Cresce, assim, a possibilidade de eleição de parlamentares que acumulam seguidores e se sobressaem no ato de biscoitar ao mesmo tempo em que desempenham uma performance política totalmente distante da comunidade e, ao longo do mandato, propõem projetos de lei (quando o fazem) que são totalmente desconectados da realidade e dos problemas locais daquela região.
A utilização desse tipo de ferramenta, portanto, tem transformado o comportamento dos políticos, ainda que as estruturas institucionais se mantenham as mesmas. O uso das redes sociais e a adaptação às novas ferramentas tecnológicas estão moldando as relações de poder e representação no Brasil.

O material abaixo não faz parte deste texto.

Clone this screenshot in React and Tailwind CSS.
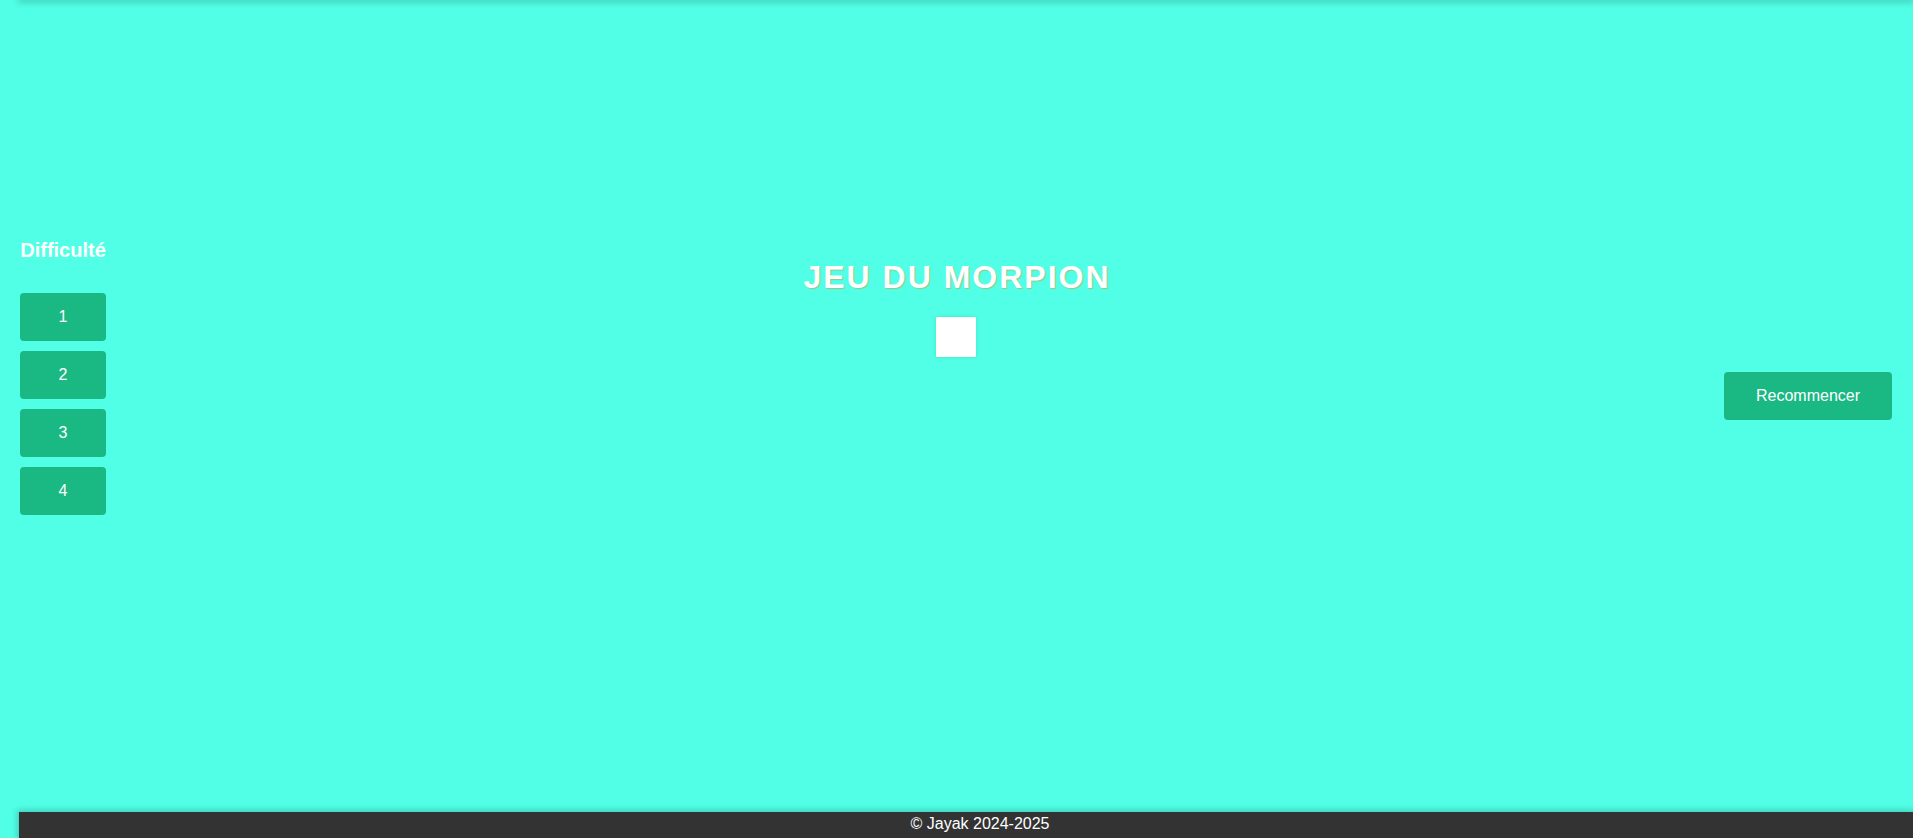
export default function App() {
  const levels = ["1", "2", "3", "4"];
  return (
    <div className="min-h-[838px] h-[838px] w-full overflow-hidden bg-[#50ffe6] flex flex-col text-white font-['Liberation_Sans',Arial,sans-serif]">
      <div className="h-0 ml-[20px] shadow-[0_0_6px_2px_rgba(0,0,0,0.25)]" />
      <div className="flex-1 flex">
        <aside className="w-[126px] px-5 pt-[238px] flex flex-col">
          <h2 className="text-[20px] leading-[24px] font-bold text-center mb-[31px] whitespace-nowrap">Difficulté</h2>
          <div className="flex flex-col gap-[10px]">
            {levels.map((l) => (
              <button
                key={l}
                className="h-[48px] w-[86px] rounded-[4px] bg-[#1ab883] text-white text-[16px] leading-none"
              >
                {l}
              </button>
            ))}
          </div>
        </aside>
        <main className="flex-1 flex flex-col items-center pt-[257px] pl-[62px]">
          <h1 className="text-[32px] leading-[40px] font-bold tracking-[2px] pl-[2px] [text-shadow:1px_1px_1px_rgba(190,170,100,0.7)]">
            JEU DU MORPION
          </h1>
          <div className="mt-[20px] w-[40px] h-[40px] bg-white shadow-[0_0_4px_rgba(0,0,0,0.12)]" />
        </main>
        <aside className="pr-[21px] pt-[372px]">
          <button className="h-[48px] w-[168px] rounded-[4px] bg-[#1ab883] text-white text-[16px] leading-none">
            Recommencer
          </button>
        </aside>
      </div>
      <footer className="ml-[19px] h-[26px] bg-[#333333] text-white text-[16px] leading-[24px] text-center pl-[28px] shadow-[0_0_6px_2px_rgba(0,0,0,0.2)]">
        © Jayak 2024-2025
      </footer>
    </div>
  );
}
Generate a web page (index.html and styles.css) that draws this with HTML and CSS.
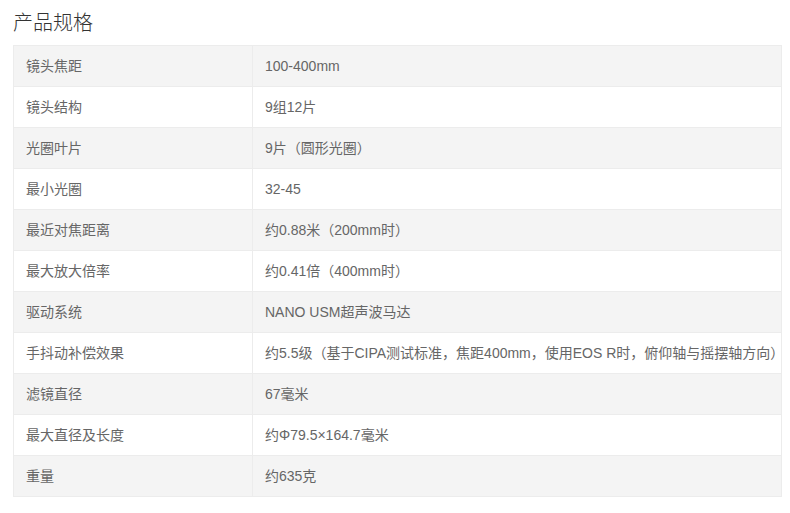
FILE: index.html
```html
<!DOCTYPE html>
<html lang="zh-CN">
<head>
<meta charset="utf-8">
<title>产品规格</title>
<link rel="stylesheet" href="styles.css">
</head>
<body>
<div class="spec">
  <h2 class="spec-title">产品规格</h2>
  <table class="spec-table">
    <tbody>
      <tr><td class="k">镜头焦距</td><td class="v">100-400mm</td></tr>
      <tr><td class="k">镜头结构</td><td class="v">9组12片</td></tr>
      <tr><td class="k">光圈叶片</td><td class="v">9片（圆形光圈）</td></tr>
      <tr><td class="k">最小光圈</td><td class="v">32-45</td></tr>
      <tr><td class="k">最近对焦距离</td><td class="v">约0.88米（200mm时）</td></tr>
      <tr><td class="k">最大放大倍率</td><td class="v">约0.41倍（400mm时）</td></tr>
      <tr><td class="k">驱动系统</td><td class="v">NANO USM超声波马达</td></tr>
      <tr><td class="k">手抖动补偿效果</td><td class="v">约5.5级（基于CIPA测试标准，焦距400mm，使用EOS R时，俯仰轴与摇摆轴方向）</td></tr>
      <tr><td class="k">滤镜直径</td><td class="v">67毫米</td></tr>
      <tr><td class="k">最大直径及长度</td><td class="v">约Φ79.5×164.7毫米</td></tr>
      <tr><td class="k">重量</td><td class="v">约635克</td></tr>
    </tbody>
  </table>
</div>
</body>
</html>
```
FILE: styles.css
```css
html, body {
  margin: 0;
  padding: 0;
  background: #fff;
}
body {
  font-family: "Liberation Sans", Arial, "Noto Sans CJK SC", sans-serif;
  color: #666;
}
.spec {
  padding: 9px 8px 0 13px;
  width: 769px;
}
.spec-title {
  margin: 0 0 8px 0;
  font-size: 20px;
  line-height: 28px;
  font-weight: 300;
  color: #333;
}
.spec-table {
  width: 769px;
  border-collapse: collapse;
  table-layout: fixed;
  font-size: 14px;
}
.spec-table tr:nth-child(odd) {
  background: #f4f4f4;
}
.spec-table td {
  height: 41px;
  padding: 0 0 0 12px;
  border: 1px solid #ececec;
  box-sizing: border-box;
  vertical-align: middle;
  white-space: nowrap;
  line-height: 20px;
}
.spec-table td.k {
  width: 239px;
}
```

E o tema é tão complexo que assume, até mesmo, um caráter paradoxal, pois cada vez que um parlamentar se coloca como instagrammer (tiktoker, youtuber), ele não apenas se adapta a essa nova dinâmica, mas reforça essa tendência como aceitável e até necessária – ainda que não a aprove por completo.
Essa grande dinâmica de big brother político arrasta até os mais tímidos ou mais colados no modo “tradicional” de fazer política – comparecer na quermesse local, assistir ao jogo de futebol do time de várzea, fazer a feira no domingo cumprimentando até os tomates já não parece ser suficiente se não houve um “cameraman” registrando tudo e pintando a cena com filtros de popularidade e ares de simpatia extra para aquele “ator” político.
O debate está colocado e esse tema provavelmente vai movimentar as mentes dos cientistas políticos e sociólogos por muito tempo ainda. As questões que se colocam por hora são: quais serão os impactos dessa mudança na estrutura partidária e no comportamento dos parlamentares enquanto um coletivo? Nas bancadas? Na atuação enquanto legenda e grupo ideologicamente alinhado? Quem conseguirá equilibrar a dinâmica de trabalho de campo, pautada na conexão com sua base eleitoral, e toda essa demanda midiática que precisa ser alimentada quase que diariamente? Haverá energia e fôlego suficiente para sustentar ambos os aspectos? Que tipo de representante sobreviverá? Que tipo de modelo de representação estamos todos nós construindo?
Pronto. Fim. Pode voltar pras redes.